General manager of the health programs division at Services Australia, Stuart Turnbull, acknowledged the importance of the HI Roadmap as a stepping stone for future innovation that would impact health, disability and aged care services.
Related
“Services Australia has a long history of developing systems in support of Australia’s healthcare delivery,” he said.
“As the HI Service operator, we look forward to working with our colleagues and the broader healthcare industry in this initiative, which will promote a modernised, better connected healthcare system.”
Some of the work has already begun, including a legislative reform program for the HI Act to simplify interpretation to enable confident and appropriate use of the HI Service and authorising the National Health Services Directory to store and use HPI-Os and HPI-Is as a point of validation for integration partners.
Also already underway to develop a clear policy direction to rectify the fact that there is currently no formal cross-agency policy position across DoHAC, the ADHA and Services Australia. Also under review is the range of Australian government identifiers used for different purposes across the health system and identifying opportunities to rationalise and simplify these.
From now, the ADHA and Services Australia will provide data matching and data quality improvements by performing analysis and engagement with stakeholders to develop and implement a delivery plan of identified improvements.
“This is building upon known existing concerns about data matching and data quality, such as reducing retired IHI record search results, failed messages searches and the need to review effectiveness of healthcare identifier status flags,” says the HI Roadmap.
The agencies will also review existing error and information messages and their usage and will confirm their actual response criteria.

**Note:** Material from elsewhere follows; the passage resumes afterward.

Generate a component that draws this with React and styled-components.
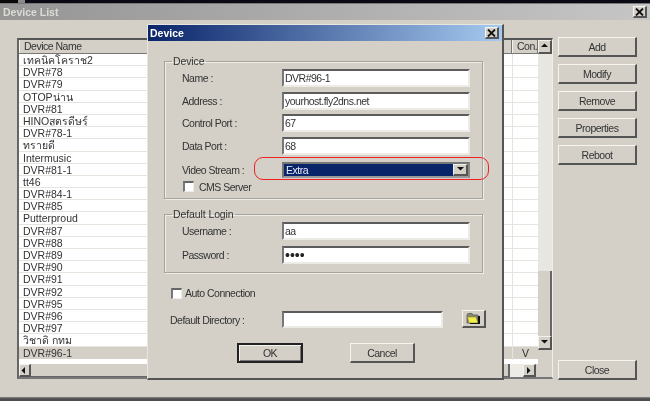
import React from "react";
import styled, { createGlobalStyle } from "styled-components";

const Global = createGlobalStyle`
  html, body { margin: 0; padding: 0; background: #d4d0c8; }
  * { box-sizing: border-box; }
`;

const Page = styled.div`
  position: relative;
  width: 650px;
  height: 401px;
  overflow: hidden;
  display: flex;
  flex-direction: column;
  background: #d4d0c8;
  color: #2c2c2c;
  font: 10.5px "Liberation Sans", Arial, "Noto Sans", sans-serif;
  letter-spacing: -0.5px;
  filter: blur(0.45px);
`;

const TopStrip = styled.div`
  height: 4px;
  background: linear-gradient(90deg, #0a0a0a 0 18px, #8a8a8a 18px 25px, #0a0a14 25px);
  border-bottom: 1px solid #777;
`;

const TitleBar = styled.div`
  height: 16px;
  padding: 0 3px;
  display: flex;
  align-items: center;
  justify-content: space-between;
  background: linear-gradient(90deg, #959595, #c6c6c6);
  color: #dcdcd4;
  font-weight: 700;
  font-size: 10.5px;
  letter-spacing: 0;
`;

const Body = styled.div`
  flex: 1;
  display: flex;
  gap: 5px;
  padding: 18px 13px 0 17px;
  height: 360px;
`;

const BottomStrip = styled.div`
  height: 19px;
  flex: none;
  margin-top: auto;
  background: linear-gradient(#d4d0c8 0 15px, #888 15px, #4c4c4c 17px);
`;

const ListFrame = styled.div`
  width: 536px;
  height: 341px;
  display: flex;
  flex-direction: column;
  background: #fff;
  border-top: 2px solid #555;
  border-left: 2px solid #666;
  border-right: 1px solid #f0eee8;
  border-bottom: 2px solid #777;
`;

const ListMain = styled.div`
  flex: 1;
  display: flex;
  min-height: 0;
`;

const Table = styled.div`
  flex: 1;
  display: flex;
  flex-direction: column;
`;

const HeaderRow = styled.div`
  height: 14px;
  display: grid;
  grid-template-columns: 1fr 26px;
  background: #d4d0c8;
  border-bottom: 1px solid #777;
`;

const HeaderCell = styled.div`
  padding-left: 4px;
  line-height: 13px;
  color: #333;
  border-left: 1px solid #f4f2ec;
  border-right: 1px solid #777;
`;

const Row = styled.div`
  height: 12.2px;
  display: grid;
  grid-template-columns: 1fr 26px;
  line-height: 13px;
  font-size: 10.5px;
  letter-spacing: 0;
  background: ${(p) => (p.$selected ? "#d4d0c8" : "#fff")};
  border-bottom: 1px solid ${(p) => (p.$selected ? "#d4d0c8" : "#e6e4de")};
`;

const NameCell = styled.div`
  padding-left: 4px;
  white-space: nowrap;
  overflow: hidden;
  color: #333;
`;

const ConCell = styled.div`
  text-align: center;
  border-left: 1px solid #e6e4de;
`;

const VScroll = styled.div`
  width: 14px;
  display: flex;
  flex-direction: column;
  background: #e8e6e0;
`;

const VThumb = styled.div`
  margin-top: 217px;
  flex: 1;
  background: #d4d0c8;
  border-right: 2px solid #666;
`;

const Corner = styled.div`
  height: 14px;
  background: #d4d0c8;
`;

const ScrollBtn = styled.div`
  width: ${(p) => p.$w || 13}px;
  height: ${(p) => p.$h || 13}px;
  flex: none;
  display: flex;
  align-items: center;
  justify-content: center;
  background: #d4d0c8;
  border-top: 1px solid #f4f2ec;
  border-left: 1px solid #f4f2ec;
  border-right: 2px solid #555;
  border-bottom: 2px solid #555;
`;

const HScroll = styled.div`
  height: 13px;
  flex: none;
  display: flex;
  background: #d4d0c8;
`;

const HThumb = styled.div`
  width: 479px;
  background: #d4d0c8;
  border-right: 2px solid #666;
  border-bottom: 1px solid #666;
`;

const HTrack = styled.div`
  width: 13px;
  background: #ecebe5;
`;

const SideColumn = styled.div`
  width: 79px;
  height: 343px;
  margin-top: -1px;
  display: flex;
  flex-direction: column;
  gap: 7px;
`;

const Raised = styled.button`
  display: block;
  padding: 0;
  font: inherit;
  letter-spacing: inherit;
  color: #333;
  background: #d4d0c8;
  border-top: 1px solid #f6f4ee;
  border-left: 1px solid #f6f4ee;
  border-right: 2px solid #555;
  border-bottom: 2px solid #555;
`;

const SideButton = styled(Raised)`
  height: 20px;
  ${(p) => p.$bottom && "margin-top: auto;"}
`;

const CloseX = styled(Raised)`
  width: 14px;
  height: 12px;
  display: flex;
  align-items: center;
  justify-content: center;
`;

const Dialog = styled.div`
  position: absolute;
  left: 147px;
  top: 24px;
  width: 357px;
  height: 356px;
  display: flex;
  flex-direction: column;
  background: #d4d0c8;
  border-top: 1px solid #e8e6e0;
  border-left: 1px solid #e8e6e0;
  border-right: 2px solid #555;
  border-bottom: 2px solid #555;
`;

const DialogTitle = styled.div`
  height: 16px;
  flex: none;
  padding: 0 3px 0 2px;
  display: flex;
  align-items: center;
  justify-content: space-between;
  background: linear-gradient(90deg, #0a246a, #a6caf0);
  color: #fff;
  font-weight: 700;
  font-size: 10.5px;
  letter-spacing: 0;
`;

const DialogBody = styled.div`
  flex: 1;
  padding: 14px 19px 0 16px;
  display: flex;
  flex-direction: column;
`;

const Group = styled.fieldset`
  margin: 0;
  min-width: 0;
  height: ${(p) => p.$h}px;
  margin-bottom: ${(p) => p.$mb || 0}px;
  padding: 2px 12px 0 17px;
  border: 1px solid #a5a29b;
  box-shadow: inset 1px 1px 0 #efede7, 1px 1px 0 #efede7;
  display: flex;
  flex-direction: column;
  gap: ${(p) => p.$gap}px;
`;

const Legend = styled.legend`
  margin-left: -10px;
  padding: 0 1px;
  line-height: 12px;
  font-size: 10.5px;
  letter-spacing: -0.1px;
  color: #333;
`;

const FieldRow = styled.div`
  display: flex;
  align-items: center;
  margin-top: ${(p) => p.$mt || 0}px;
`;

const Label = styled.label`
  width: ${(p) => p.$w || 100}px;
  flex: none;
  color: #333;
`;

const Input = styled.div`
  width: ${(p) => p.$w || 188}px;
  height: ${(p) => p.$h || 18}px;
  flex: none;
  padding-left: 1px;
  line-height: 15px;
  background: #fff;
  color: #333;
  border-top: 2px solid #5c5c5c;
  border-left: 2px solid #777;
  border-right: 2px solid #ecebe5;
  border-bottom: 2px solid #ecebe5;
  white-space: nowrap;
  overflow: hidden;
`;

const PasswordInput = styled(Input)`
  font-size: 14px;
  letter-spacing: 0;
  line-height: 14px;
  color: #222;
`;

const Combo = styled.div`
  width: 188px;
  height: 16px;
  display: flex;
  background: #0a246a;
  border: 2px solid #777;
  border-right-color: #888;
  border-bottom-color: #999;
`;

const ComboValue = styled.div`
  flex: 1;
  padding-left: 2px;
  line-height: 12px;
  color: #e8ecf6;
`;

const ComboBtn = styled(ScrollBtn)`
  width: 15px;
  height: 12px;
`;

const CheckRow = styled.div`
  display: flex;
  align-items: center;
  gap: ${(p) => p.$gap}px;
  margin-left: ${(p) => p.$ml || 0}px;
  margin-top: ${(p) => p.$mt || 0}px;
  color: #333;
`;

const CheckBox = styled.span`
  width: 11px;
  height: 11px;
  flex: none;
  background: #fff;
  border-top: 2px solid #666;
  border-left: 2px solid #777;
  border-right: 1px solid #ecebe5;
  border-bottom: 1px solid #ecebe5;
`;

const DirRow = styled(FieldRow)`
  margin-top: 12px;
  margin-left: 6px;
  margin-right: -6px;
`;

const FolderBtn = styled(Raised)`
  width: 24px;
  height: 18px;
  flex: none;
  margin-left: 19px;
  margin-top: -1px;
  display: flex;
  align-items: center;
  justify-content: center;
`;

const ActionRow = styled.div`
  margin-top: 15px;
  margin-left: 73px;
  display: flex;
  gap: 47px;
`;

const OkButton = styled(Raised)`
  width: 66px;
  height: 20px;
  border: 2px solid #222;
  box-shadow: inset 1px 1px 0 #f6f4ee, inset -1px -1px 0 #777;
`;

const CancelButton = styled(Raised)`
  width: 65px;
  height: 20px;
`;

const RedMark = styled.div`
  position: absolute;
  left: 254px;
  top: 157px;
  width: 235px;
  height: 23px;
  border: 1.5px solid #ee2222;
  border-radius: 9px;
  pointer-events: none;
`;

const Arrow = ({ dir }) => {
  const pts = {
    up: "0,4 3.5,0.5 7,4",
    down: "0,1 7,1 3.5,4.5",
    left: "4,0 4,7 0.5,3.5",
    right: "1,0 1,7 4.5,3.5",
  }[dir];
  return (
    <svg width="7" height="7" viewBox="0 0 7 7">
      <polygon points={pts} fill="#111" />
    </svg>
  );
};

const XIcon = () => (
  <svg width="9" height="8" viewBox="0 0 9 8">
    <path d="M1 0.5 L8 7.5 M8 0.5 L1 7.5" stroke="#111" strokeWidth="1.8" />
  </svg>
);

const FolderIcon = () => (
  <svg width="15" height="13" viewBox="0 0 15 13">
    <path d="M1 3 L2 1.5 H6 L7 3 H12 V11 H1 Z" fill="#8a8a70" stroke="#555" strokeWidth="0.8" />
    <path d="M1.5 5 H10 L12 11 H3 Z" fill="#f2ee50" stroke="#807c30" strokeWidth="0.6" />
    <path d="M12 4 H14 V12 H4 V11 H12 Z" fill="#111" />
  </svg>
);

const devices = [
  "เทคนิคโคราช2", "DVR#78", "DVR#79", "OTOPน่าน", "DVR#81", "HINOสูตรดีษรุ์", "DVR#78-1",
  "ทรายดี", "Intermusic", "DVR#81-1", "tt46", "DVR#84-1", "DVR#85", "Putterproud", "DVR#87",
  "DVR#88", "DVR#89", "DVR#90", "DVR#91", "DVR#92", "DVR#95", "DVR#96", "DVR#97",
  "วิชาดิ กทม", "DVR#96-1",
];

const sideButtons = ["Add", "Modify", "Remove", "Properties", "Reboot"];

export default function App() {
  return (
    <Page>
      <Global />
      <TopStrip />
      <TitleBar>
        <span>Device List</span>
        <CloseX><XIcon /></CloseX>
      </TitleBar>
      <Body>
        <ListFrame>
          <ListMain>
            <Table>
              <HeaderRow>
                <HeaderCell>Device Name</HeaderCell>
                <HeaderCell>Con.</HeaderCell>
              </HeaderRow>
              {devices.map((name, i) => (
                <Row key={name} $selected={i === devices.length - 1}>
                  <NameCell>{name}</NameCell>
                  <ConCell>{i === devices.length - 1 ? "V" : ""}</ConCell>
                </Row>
              ))}
            </Table>
            <VScroll>
              <ScrollBtn $w={14} $h={14}><Arrow dir="up" /></ScrollBtn>
              <VThumb />
              <ScrollBtn $w={14} $h={14}><Arrow dir="down" /></ScrollBtn>
              <Corner />
            </VScroll>
          </ListMain>
          <HScroll>
            <ScrollBtn $w={12} $h={13}><Arrow dir="left" /></ScrollBtn>
            <HThumb />
            <HTrack />
            <ScrollBtn $w={13} $h={13}><Arrow dir="right" /></ScrollBtn>
          </HScroll>
        </ListFrame>
        <SideColumn>
          {sideButtons.map((b) => (
            <SideButton key={b}>{b}</SideButton>
          ))}
          <SideButton $bottom>Close</SideButton>
        </SideColumn>
      </Body>
      <BottomStrip />

      <Dialog>
        <DialogTitle>
          <span>Device</span>
          <CloseX><XIcon /></CloseX>
        </DialogTitle>
        <DialogBody>
          <Group $h={144} $mb={9} $gap={4.5}>
            <Legend>Device</Legend>
            <FieldRow><Label>Name :</Label><Input>DVR#96-1</Input></FieldRow>
            <FieldRow><Label>Address :</Label><Input>yourhost.fly2dns.net</Input></FieldRow>
            <FieldRow><Label>Control Port :</Label><Input>67</Input></FieldRow>
            <FieldRow><Label>Data Port :</Label><Input>68</Input></FieldRow>
            <FieldRow $mt={3}>
              <Label>Video Stream :</Label>
              <Combo>
                <ComboValue>Extra</ComboValue>
                <ComboBtn><Arrow dir="down" /></ComboBtn>
              </Combo>
            </FieldRow>
            <CheckRow $gap={5} $ml={1} $mt={-2}><CheckBox />CMS Server</CheckRow>
          </Group>
          <Group $h={65} $gap={6}>
            <Legend>Default Login</Legend>
            <FieldRow><Label>Username :</Label><Input>aa</Input></FieldRow>
            <FieldRow><Label>Password :</Label><PasswordInput>••••</PasswordInput></FieldRow>
          </Group>
          <CheckRow $gap={3} $ml={7} $mt={14}><CheckBox />Auto Connection</CheckRow>
          <DirRow>
            <Label $w={112}>Default Directory :</Label>
            <Input $w={161} $h={17} />
            <FolderBtn><FolderIcon /></FolderBtn>
          </DirRow>
          <ActionRow>
            <OkButton>OK</OkButton>
            <CancelButton>Cancel</CancelButton>
          </ActionRow>
        </DialogBody>
      </Dialog>
      <RedMark />
    </Page>
  );
}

It will normalise messages and rationalise them, as necessary.
All three entities will begin work on conducting analysis and engagement with Aboriginal community-controlled health organisations and key stakeholders to work on developing and implementing a plan of identified data matching improvements for Aboriginal and Torres Strait Islander peoples.
“It will include investigation into possible design model(s) of interaction with the HI Service for Aboriginal and Torres Strait Islander peoples that will ensure accurate and consistent identification, with trust and community at the centre,” says the statement.
Starting in July 2025 the DoHAC will develop a simplified guide to the HI Act and produce template policies and guidelines on HI use, in conjunction with the ADHA.
In FY 2026-27 the ADHA will tackle the increasing number of consumer health apps and mHealth devices which currently fall outside the scope of conformance processes and use a variety of identifiers.